Catching a boat, “Chao-choo-foo is the next city” he aims for, along the river emerging “into a more open country; straight ahead can be seen an eight-storied pagoda,” “on the opposite shore, the town of Yang-tai (?).” “A few miles from No-foo-gong and a rocky precipice towers up on the west shore, something like a thousand feet high.” while upstream “reveals a curious two-storied cave temple, with many gayly dressed people, pleasure sampans, and bamboo rafts. This is the Kum-yam-ngan, a Chinese Buddhist temple dedicated to the Goddess of Mercy.” (Guanyin).

Still on the river, he passes a place “known as Tan-tsy-shan, or Bullet Mountain”, with its “moon-like hole” before arriving at what, “from various indications, it is surmised, as I seek my couch, that the city opposite is Chao-choo-foo” (Shaoguan?), (“two hundred and eighty miles” from Canton).

From “Schou-chou-foo”, ” in a general sense, along the right bank of the Pi-kiang,” the bicycle is carried through “Nam-hung” (Nanxiong), “up, up, up, to the summit of the Mae-ling Pass” (Mei Pass), “as far as the city of Nam-ngan” (Nankang) “on the head waters of the Kan-kiang” (Zhangzui River), “said to be two hundred miles distant.”

Entering Jiangxi, he catches a boat to “Kantchou-foo” (Ganzhou), but is chased out of town by a mob and, crossing the river by ferry, is escorted “considerably over a hundred” miles – instead of the “fifty miles south” indicated on his map, – towards “Ki-ngan-foo”, passing “another large walled city with a magnificent pagoda”, which he believed to be “Lin-kiang”, only to be informed it was “Ta-ho”.

At “Ki-ngan-foo” he is attacked by a mob who mistake him for a Frenchman (the Sino-French War having ended barely a year earlier). and he is saved by the authorities who smuggle him out of town on a boat in the middle of the night, anchoring at another walled city, which he believes to be “Ki-shway.”

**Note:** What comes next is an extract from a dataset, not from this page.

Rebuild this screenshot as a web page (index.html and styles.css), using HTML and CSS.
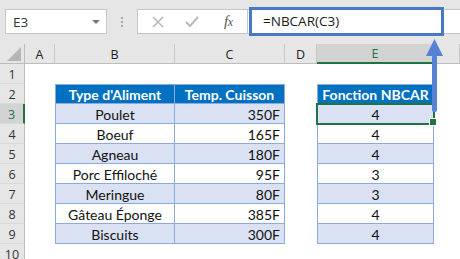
FILE: index.html
```html
<!DOCTYPE html>
<html lang="fr">
<head>
<meta charset="utf-8">
<title>NBCAR</title>
<link rel="stylesheet" href="styles.css">
</head>
<body>
<div class="app">
  <div class="toolbar">
    <div class="namebox"><span class="nb-text">E3</span><span class="caret"></span></div>
    <div class="grip"><i></i><i></i><i></i></div>
    <div class="fxbox">
      <svg class="ico" width="12" height="12" viewBox="0 0 12 12"><path d="M1 1 L11 11 M11 1 L1 11" stroke="#b9b9b9" stroke-width="1.6" fill="none"/></svg>
      <svg class="ico" width="14" height="12" viewBox="0 0 14 12"><path d="M1 6 L5 10 L13 1" stroke="#b9b9b9" stroke-width="2" fill="none"/></svg>
      <span class="fx">f<span class="fx-x">x</span></span>
    </div>
    <div class="input">=NBCAR(C3)</div>
    <div class="highlight"></div>
  </div>

  <div class="sheet">
    <div class="ch corner"><span class="tri"></span></div>
    <div class="ch">A</div>
    <div class="ch">B</div>
    <div class="ch">C</div>
    <div class="ch">D</div>
    <div class="ch sel">E</div>
    <div class="ch"></div>

    <div class="rh">1</div><div class="c"></div><div class="c"></div><div class="c"></div><div class="c"></div><div class="c"></div><div class="c"></div>

    <div class="rh">2</div><div class="c"></div>
    <div class="th first top">Type d'Aliment</div>
    <div class="th top">Temp. Cuisson</div>
    <div class="c"></div>
    <div class="th first top">Fonction NBCAR</div>
    <div class="c"></div>

    <div class="rh rsel">3</div><div class="c"></div>
    <div class="td first alt">Poulet</div>
    <div class="td num alt">350F</div>
    <div class="c"></div>
    <div class="td first alt active">4</div>
    <div class="c"></div>

    <div class="rh">4</div><div class="c"></div>
    <div class="td first">Boeuf</div>
    <div class="td num">165F</div>
    <div class="c"></div>
    <div class="td first">4</div>
    <div class="c"></div>

    <div class="rh">5</div><div class="c"></div>
    <div class="td first alt">Agneau</div>
    <div class="td num alt">180F</div>
    <div class="c"></div>
    <div class="td first alt">4</div>
    <div class="c"></div>

    <div class="rh">6</div><div class="c"></div>
    <div class="td first">Porc Effiloché</div>
    <div class="td num">95F</div>
    <div class="c"></div>
    <div class="td first">3</div>
    <div class="c"></div>

    <div class="rh">7</div><div class="c"></div>
    <div class="td first alt">Meringue</div>
    <div class="td num alt">80F</div>
    <div class="c"></div>
    <div class="td first alt">3</div>
    <div class="c"></div>

    <div class="rh">8</div><div class="c"></div>
    <div class="td first">Gâteau Éponge</div>
    <div class="td num">385F</div>
    <div class="c"></div>
    <div class="td first">4</div>
    <div class="c"></div>

    <div class="rh">9</div><div class="c"></div>
    <div class="td first alt">Biscuits</div>
    <div class="td num alt">300F</div>
    <div class="c"></div>
    <div class="td first alt">4</div>
    <div class="c"></div>

    <div class="rh">10</div><div class="c"></div><div class="c"></div><div class="c"></div><div class="c"></div><div class="c"></div><div class="c"></div>
  </div>

  <svg class="arrow" width="20" height="76" viewBox="0 0 20 76">
    <polygon points="10.5,1 2,18 19,18" fill="#5582d2"/>
    <rect x="8" y="17" width="5" height="57" rx="2" fill="#5582d2"/>
  </svg>
</div>
</body>
</html>
```

FILE: styles.css
```css
* { box-sizing: border-box; }
html, body { margin: 0; padding: 0; background: #ffffff; }
body { width: 460px; height: 259px; overflow: hidden; }

.app {
  position: relative;
  width: 460px;
  height: 259px;
  overflow: hidden;
  font-family: "Open Sans", "Noto Sans", sans-serif;
}

.toolbar {
  position: relative;
  height: 44px;
  background: #e6e6e6;
  display: flex;
  align-items: flex-start;
  padding-top: 9px;
  padding-left: 5px;
}

.namebox {
  width: 102px;
  height: 25px;
  background: #fff;
  border: 1px solid #c6c6c6;
  display: flex;
  align-items: center;
  justify-content: space-between;
  padding: 0 6px 0 7px;
  font-size: 13.5px;
  color: #333;
}
.caret {
  width: 0; height: 0;
  border-left: 4px solid transparent;
  border-right: 4px solid transparent;
  border-top: 4px solid #7a7a7a;
}

.grip {
  width: 30px;
  height: 25px;
  display: flex;
  flex-direction: column;
  align-items: center;
  justify-content: center;
  gap: 2px;
}
.grip i {
  display: block;
  width: 2px;
  height: 2px;
  background: #a8a8a8;
}

.fxbox {
  width: 111px;
  height: 25px;
  background: #fff;
  border: 1px solid #c6c6c6;
  display: flex;
  align-items: center;
  padding-left: 14px;
}
.fxbox .ico:first-child { margin-right: 21px; }
.fxbox .ico:nth-child(2) { margin-right: 25px; }
.fx {
  font-family: "Liberation Serif", "DejaVu Serif", serif;
  font-style: italic;
  font-size: 15px;
  color: #555;
  letter-spacing: -0.5px;
}
.fx-x { font-size: 12px; }

.input {
  flex: 1;
  height: 25px;
  background: #fff;
  border: 1px solid #c6c6c6;
  border-left: none;
  border-right: none;
  padding-left: 15px;
  font-size: 13.5px;
  line-height: 23px;
  color: #1a1a1a;
}

.highlight {
  position: absolute;
  left: 249px;
  top: 7px;
  width: 195px;
  height: 29px;
  border: 3px solid #4a78c9;
}

.sheet {
  display: grid;
  grid-template-columns: 25px 30px 120px 110px 32px 117px 26px;
  grid-auto-rows: 20px;
}

.ch {
  background: #e6e6e6;
  border-right: 1px solid #c8c8c8;
  border-bottom: 1px solid #bdbdbd;
  display: flex;
  align-items: center;
  justify-content: center;
  font-size: 12.5px;
  color: #222;
  padding-top: 1px;
}
.ch.sel {
  background: #d3d3d3;
  color: #217346;
  border-bottom: 2px solid #217346;
}
.corner { position: relative; border-right: 1px solid #bdbdbd; }
.tri {
  position: absolute;
  right: 3px;
  bottom: 2px;
  width: 0; height: 0;
  border-left: 14px solid transparent;
  border-bottom: 14px solid #b5b5b5;
}

.rh {
  background: #e6e6e6;
  border-right: 1px solid #bdbdbd;
  border-bottom: 1px solid #d8d8d8;
  display: flex;
  align-items: center;
  justify-content: center;
  font-size: 12.5px;
  color: #333;
  padding-top: 1px;
}
.rh.rsel {
  background: #d3d3d3;
  color: #217346;
  border-right: 2px solid #217346;
}

.c { background: #fff; }

.th, .td {
  font-family: "Lato", "Open Sans", sans-serif;
  font-size: 14px;
  display: flex;
  align-items: center;
  justify-content: center;
  border-right: 1px solid #8ea9db;
  border-bottom: 1px solid #8ea9db;
  padding-top: 1px;
  white-space: nowrap;
}
.th {
  background: #0070c0;
  color: #fff;
  font-weight: 700;
}
.th.top { border-top: 1px solid #8ea9db; }
.first { border-left: 1px solid #8ea9db; }
.td { background: #fff; color: #111; }
.td.alt { background: #d9e1f2; }
.td.num { justify-content: flex-end; padding-right: 4px; }

.td.active {
  position: relative;
  outline: 2px solid #217346;
  outline-offset: -1px;
}
.td.active::after {
  content: "";
  position: absolute;
  right: -4px;
  bottom: -3px;
  width: 6px;
  height: 6px;
  background: #217346;
  border: 1px solid #fff;
}

.arrow {
  position: absolute;
  left: 424px;
  top: 38px;
}
```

For his own safety, he is escorted for the rest of his journey and he writes, “it now becomes apparent that my bicycling experiences in China are about ending, and that the authorities have determined upon passing me down the Kan-kiang by boat to the Yang-tsi-kiang. I am to be passed on from city to city like a bale of merchandise, delivered and receipted for from day to day.”

He sails along the river to “Sin-kiang”, before making his way “for a few miles across country to Lin-kiang, which is situated on a big tributary stream a few miles above its junction with the Kan-kiang,” before “at length the river-voyage comes to an end at Wu-chang” (Nanchang?), “on the Poyang Hoo” (Poyang Lake). and he is escorted by land to “Kiu-Kiang” (Jiujiang), where he boards a steamer for “a pleasant run down the Yang-tsi-kiang to Shanghai,” before transferring to a Japanese steamer for Nagasaki, on 19th November 1866.

  • By Thomas Stevens.
  • Published by Sampson, Lowe, Marston, Searle and Rivington, London.

THROUGH CHINA.

“I now know as much about the road to Sam-shue as I did before reaching Fat-shan, and have learned a brief lesson of Chinese city experience that is anything but encouraging for the future.

The feeling of relief at escaping from the narrow streets and the garrulous, filthy crowds, however, overshadows all sense of disappointment.

The lesson of Fat-shan it is proposed to turn to good account by following the country paths in a general course indicated by my map from city to city rather than to rely on the directions given by the people, upon whom my words and gestures seem to-be entirely thrown away.”

~ Around The World on a Bicycle, Thomas Stevens (1888).